Note: there is a method in my madness. Using MP solutions is pretty trivial, no need for tutorial like mine. I wanted to illustrate MP fundamentals, which are under the hood. Likewise, TF Lite inference in MP is essentially TF Lite + MP basics. Again, you need to understand MP basics first. By the time I got MP basics, I got bored with MP, so I didn't do TF Lite in MP (which is not very difficult anyway if you know how to use TF Lite).

Installation

This has been tested on Kubuntu 20.10 and later 21.04, but hopefully it works on other OSes as well.

  1. Install Bazel and MediaPipe as per official MP docs.
  2. Check that hello world works. In the MP repo root directory, type:
    export GLOG_logtostderr=1
    bazel run --define MEDIAPIPE_DISABLE_GPU=1 //mediapipe/examples/desktop/hello_world
    Important: On modern Linux you will see weird errors if you don't have python in your path, python3 will not do!
    This is fixed by sudo apt install python-is-python2.
    If the standard hello world does not work for you, I cannot help you further.
  3. Copy the directory first_steps from this repo to mediapipe/examples in the MP repo (in will sit next to android, coral, desktop and ios).
  4. Upon upgrading to opencv 4.5 (with Kubuntu 21.04), I had to comment out the line #include <opencv2/cvconfig.h> in mediapipe/framework/port/opencv_core.inc.

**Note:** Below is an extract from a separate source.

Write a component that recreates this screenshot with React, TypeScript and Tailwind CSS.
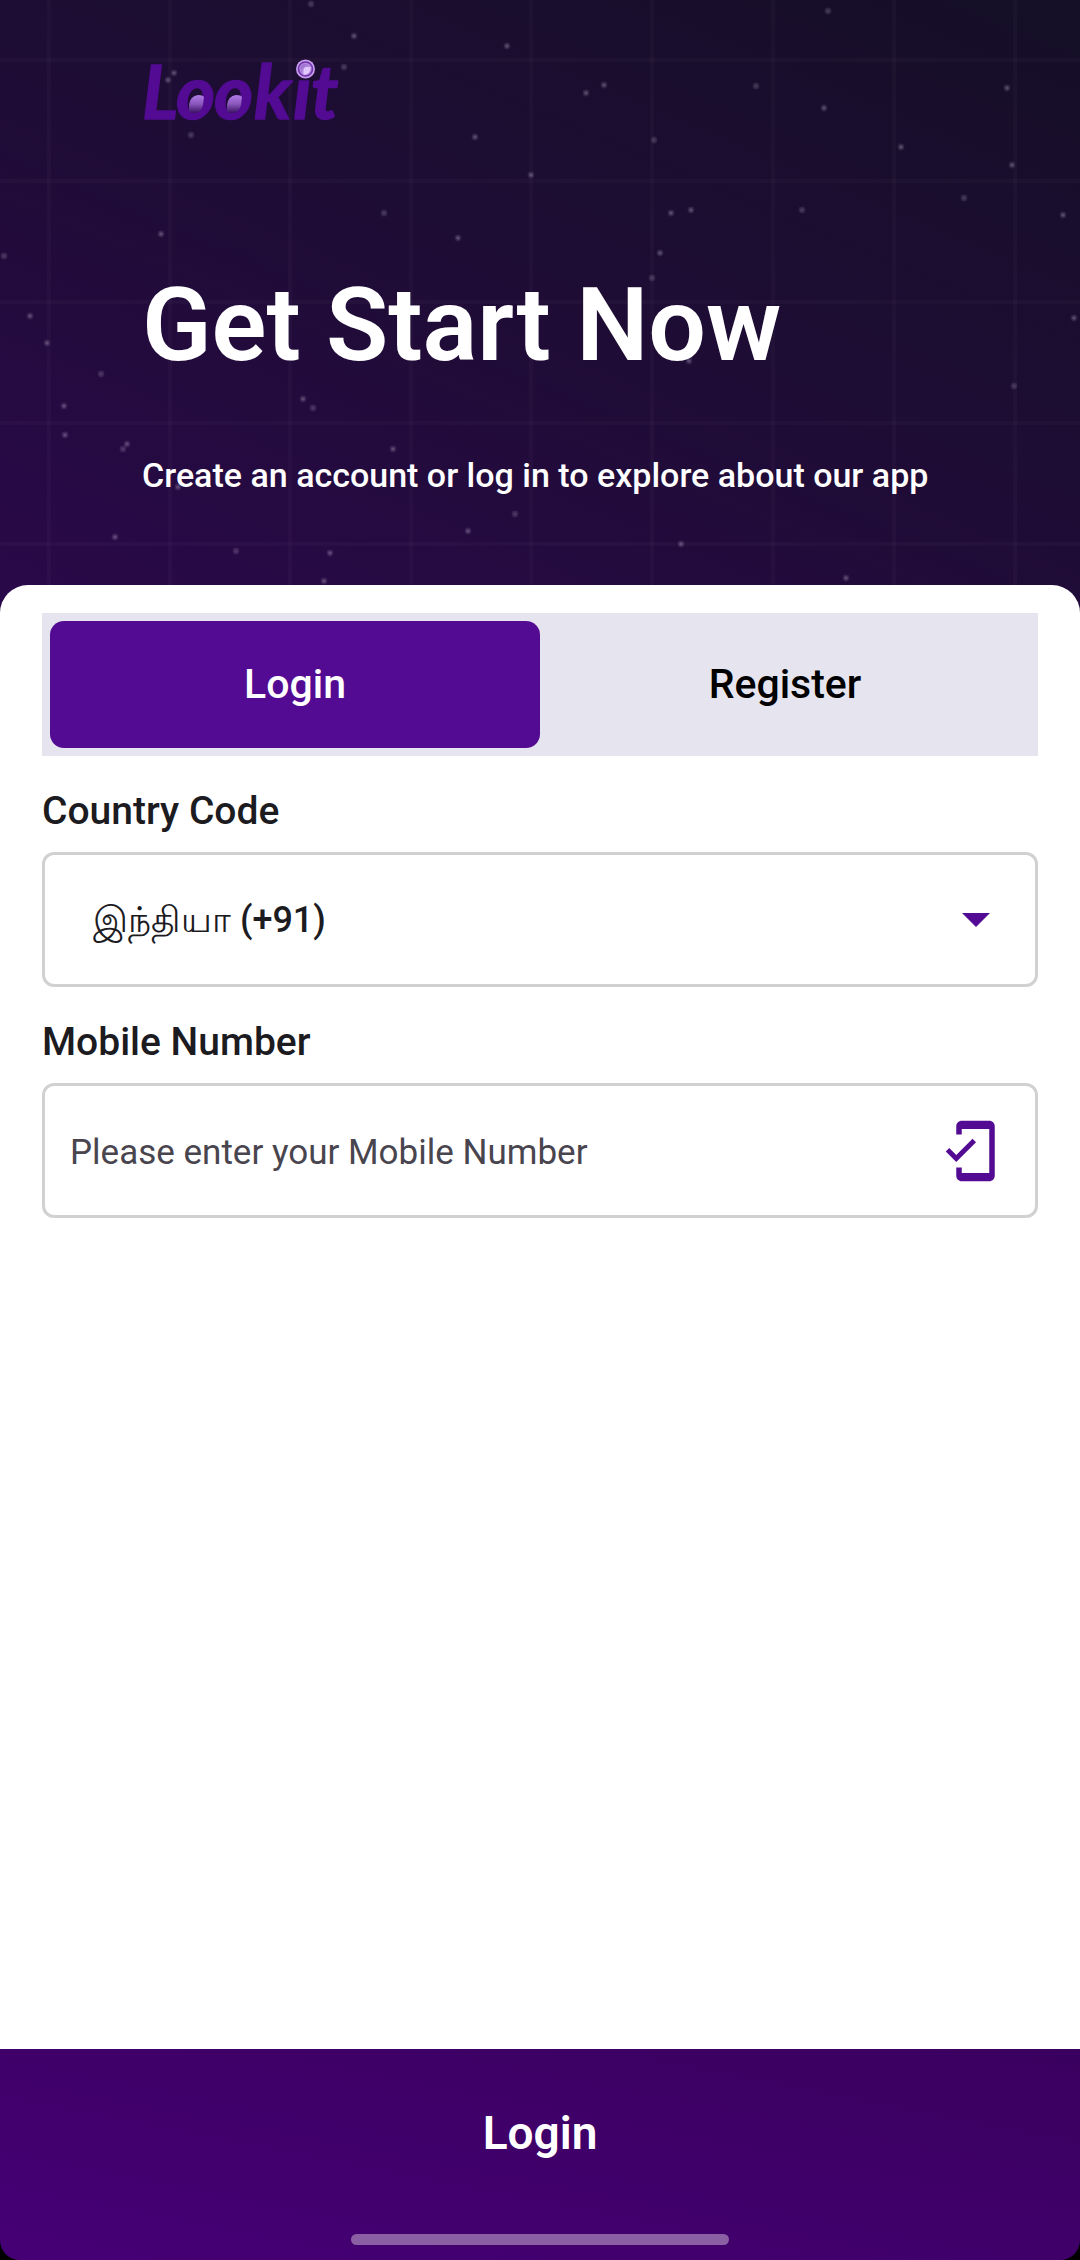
import { useState } from "react";

const stars: [number, number][] = [
  [311, 4], [354, 36], [507, 46], [344, 67], [174, 73], [168, 80], [191, 135], [475, 137], [531, 175],
  [384, 213], [161, 234], [458, 238], [4, 256], [30, 316], [47, 343], [101, 374], [64, 406], [303, 399],
  [313, 408], [65, 435], [127, 444], [123, 449], [393, 449], [178, 487], [515, 514], [468, 531], [115, 537],
  [236, 551], [330, 553], [324, 581], [828, 11], [604, 85], [586, 93], [756, 86], [824, 108], [1007, 88],
  [654, 140], [901, 147], [1012, 165], [964, 198], [691, 210], [671, 213], [802, 210], [1063, 215],
  [660, 253], [652, 278], [1074, 318], [689, 361], [1014, 386], [681, 544], [846, 578],
];
const columns = [49, 170, 290, 411, 531, 652, 773, 894, 1015];
const rows = [60, 181, 302, 423, 544];

function NightSky() {
  return (
    <svg
      className="absolute inset-0 h-full w-full"
      viewBox="0 0 1080 613"
      preserveAspectRatio="xMidYMin slice"
      aria-hidden="true"
    >
      <g stroke="#ffffff" strokeOpacity="0.025" strokeWidth="4">
        {columns.map((x) => (
          <line key={x} x1={x} x2={x} y1="0" y2="613" />
        ))}
        {rows.map((y) => (
          <line key={y} x1="0" x2="1080" y1={y} y2={y} />
        ))}
      </g>
      <g fill="#d9cfe6">
        {stars.map(([x, y], i) => (
          <g key={i}>
            <circle cx={x} cy={y} r="3.4" opacity="0.12" />
            <circle cx={x} cy={y} r="1.8" opacity={i % 3 === 0 ? 0.12 : 0.22} />
          </g>
        ))}
      </g>
    </svg>
  );
}

function Logo() {
  return (
    <svg className="h-[100px] w-[220px]" viewBox="0 0 220 100" role="img" aria-label="Lookit">
      <defs>
        <linearGradient id="eye" x1="0" y1="0" x2="0" y2="1">
          <stop offset="0" stopColor="#b07be6" />
          <stop offset="0.5" stopColor="#8a57bd" />
          <stop offset="1" stopColor="#3a1163" />
        </linearGradient>
        <linearGradient id="lens" x1="0" y1="0" x2="1" y2="1">
          <stop offset="0" stopColor="#8d5cc4" />
          <stop offset="1" stopColor="#d9b8fb" />
        </linearGradient>
      </defs>
      <text
        x="0 34 72 112 151 169"
        y="79"
        fill="#530b94"
        stroke="#530b94"
        strokeWidth="1.5"
        strokeLinejoin="round"
        fontFamily="Lato, sans-serif"
        fontSize="75"
        fontWeight="700"
        fontStyle="italic"
      >
        Lookit
      </text>
      <path d="M47 71V65Q48 56 56 55Q61 55 62 57L61 65Q59 72 54 73H49Z" fill="url(#eye)" />
      <path d="M85 71V65Q86 56 94 55Q99 55 100 57L99 65Q97 72 92 73H87Z" fill="url(#eye)" />
      <circle cx="163.5" cy="29" r="9.5" fill="#c79cf0" />
      <circle cx="163.5" cy="29" r="7" fill="#b58ae0" stroke="#6f35a8" strokeWidth="1.6" />
      <circle cx="163.5" cy="29" r="5" fill="url(#lens)" />
      <path d="M161.500 35V30Q161.500 27 164.500 27H168.500Q168.500 34 161.500 35Z" fill="#e3c8ff" />
    </svg>
  );
}

const boxClass =
  "h-[135px] w-full rounded-xl border-3 border-[#d1d1d1] bg-white text-[#1c1b1f] outline-none";
const labelClass = "flex h-24 items-center pt-[14px] text-[39px] font-medium text-[#1c1b1f]";

export default function App() {
  const [tab, setTab] = useState<"Login" | "Register">("Login");
  return (
    <div className="flex min-h-screen flex-col bg-black font-['Roboto','Noto_Sans',sans-serif]">
      <header className="relative bg-[linear-gradient(203deg,#150f27,#1f0c36_52%,#2a094a)] pb-7 text-white">
        <NightSky />
        <div className="relative flex h-[585px] flex-col items-start pr-8 pl-[142px] pt-10">
          <Logo />
          <h1 className="mt-[120px] text-[102px] leading-[130px] font-semibold whitespace-nowrap">Get Start Now</h1>
          <p className="mt-[65px] text-[34px] leading-10 font-medium whitespace-nowrap">
            Create an account or log in to explore about our app
          </p>
        </div>
      </header>

      <main className="relative -mt-7 flex-1 rounded-t-[28px] bg-white px-[42px] pt-7">
        <div role="tablist" className="grid h-[143px] grid-cols-2 bg-[#e6e4ef] p-2">
          {(["Login", "Register"] as const).map((name) => (
            <button
              key={name}
              type="button"
              role="tab"
              aria-selected={tab === name}
              onClick={() => setTab(name)}
              className={
                tab === name
                  ? "rounded-[14px] bg-[#530b94] text-[41px] font-medium text-white"
                  : "rounded-[14px] text-[41px] font-medium text-black"
              }
            >
              {name}
            </button>
          ))}
        </div>

        <form id="login-form" onSubmit={(e) => e.preventDefault()}>
          <label htmlFor="country" className={labelClass}>
            Country Code
          </label>
          <div className="relative">
            <select id="country" className={`${boxClass} appearance-none pr-28 pl-12 text-[36px] font-medium`}>
              <option>இந்தியா (+91)</option>
            </select>
            <svg
              className="pointer-events-none absolute top-1/2 right-12 h-[14px] w-7 -translate-y-1/2"
              viewBox="0 0 28 14"
              aria-hidden="true"
            >
              <path d="M0 0H28L14 14Z" fill="#530b94" />
            </svg>
          </div>

          <label htmlFor="mobile" className={labelClass}>
            Mobile Number
          </label>
          <div className="relative">
            <input
              id="mobile"
              type="tel"
              placeholder="Please enter your Mobile Number"
              className={`${boxClass} pt-1 pr-28 pl-[25px] text-[35px] placeholder:text-[#49454f]`}
            />
            <svg
              className="pointer-events-none absolute top-1/2 right-[35px] h-[66px] w-[66px] -translate-y-1/2"
              viewBox="0 0 24 24"
              fill="#530b94"
              aria-hidden="true"
            >
              <path d="M19 1H9c-1.1 0-2 .9-2 2v3h2V4h10v16H9v-2H7v3c0 1.1.9 2 2 2h10c1.1 0 2-.9 2-2V3c0-1.1-.9-2-2-2zM7.01 13.47l-2.55-2.55-1.27 1.27L7 16l7.19-7.19-1.27-1.27-5.91 5.93z" />
            </svg>
          </div>
        </form>
      </main>

      <footer className="flex flex-col items-center rounded-b-[20px] bg-linear-to-bl from-[#3a005f] to-[#450075] pb-[15px]">
        <button
          type="submit"
          form="login-form"
          className="h-[168px] w-full text-[46px] font-semibold text-white"
        >
          Login
        </button>
        <div className="mt-[17px] h-[11px] w-[35%] rounded-full bg-[#8a5fa4]" />
      </footer>
    </div>
  );
}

Note: I worked on MediaPipe commit ea8d45731f5a052f79745e35bfd8240d6ac568d2 aka tag 0.8.2, did not test on other MP versions, minor changes might be needed (but hopefully not).

To run an example 1_1 (for instance) type:
bazel run --define MEDIAPIPE_DISABLE_GPU=1 //mediapipe/examples/first_steps/1_1

To run an example with additional files needed at runtime (curently it's only 1_3) type:
bazel build --define MEDIAPIPE_DISABLE_GPU=1 //mediapipe/examples/first_steps/1_3
bazel-bin/mediapipe/examples/first_steps/1_3/1_3

Examples

Each example introduces some new mediapipe concept. They have detailed comments. Please follow them in order, as example 1_2 assumes you are already familiar with 1_1. Currently the following examples are available:

1.1: Simplest mediapipe pipeline
1.2: Our first custom calculator
1.3: Joining strings, synchronization, source
1.4: Calculator options
1.5: Calculator with side packets

2.1: Video pipeline
2.2: Video pipeline with ImageCroppingCalculator and ScaleImageCalculator
2.3: Video pipeline with ImageCroppingCalculator (dynamic crop)
2.4: Video pipeline with FeatureDetectorCalculator and custom image processing

3.1: Why MediaPipe is not real-time?
3.2: Packet loss with FlowLimiterCalculator

Why Bazel?

You might have noticed that all this is very different from what usual C++ programming look like.
Where is "sudo apt install libmediapipe-dev" (sarcasm) ? Where is CMake?

They say Google technologies do not work outside of Google, and having written this tutorial I totally agree.

There is currently no way to use MP without Bazel (at least for beginners). In particular, you canot create an "MP release" as a .SO library + headers. Using MP as an external Bazel dependency is also very tricky (although you can find examples on the net).

This, of course, makes using MediaPipe very, very inconvenient. For all practical purposes (again, at least for beginners), the only way to use MP in your own software project, is to build your project inside the MediaPipe tree, just as we did with our first_steps. Naturally, this means that your entire project must be a Bazel project, and you will have to look for any other (system-wide) external libraries (e.g. Boost or Qt) on your own (hardcoded paths or custom shell scripts), as the usual tools like CMake find_package or pkgconfig are not available in Bazel.

Finally, is there any IDE for Bazel C++ projects? CLion plugin is advertized, but it does not work with modern CLion versions. VS code also has Bazel plugins, which did not work for me either (I don't know enough Bazel or vs code to tell why). However, if I open the entire MP tree as a single VS Code project, VS Code can (mostly) find MP headers, and thus the "Show symbol definition" function works with MP symbols (but not with OpenCV symbols). To me this is the main reason to use IDE (as opposed to a text editor). So I edited the code in VS Code, and executed it from the terminal. Downside: VS code runs cpptools almost non-stop, taking computer resources.

I wonder what IDE do they use in Google?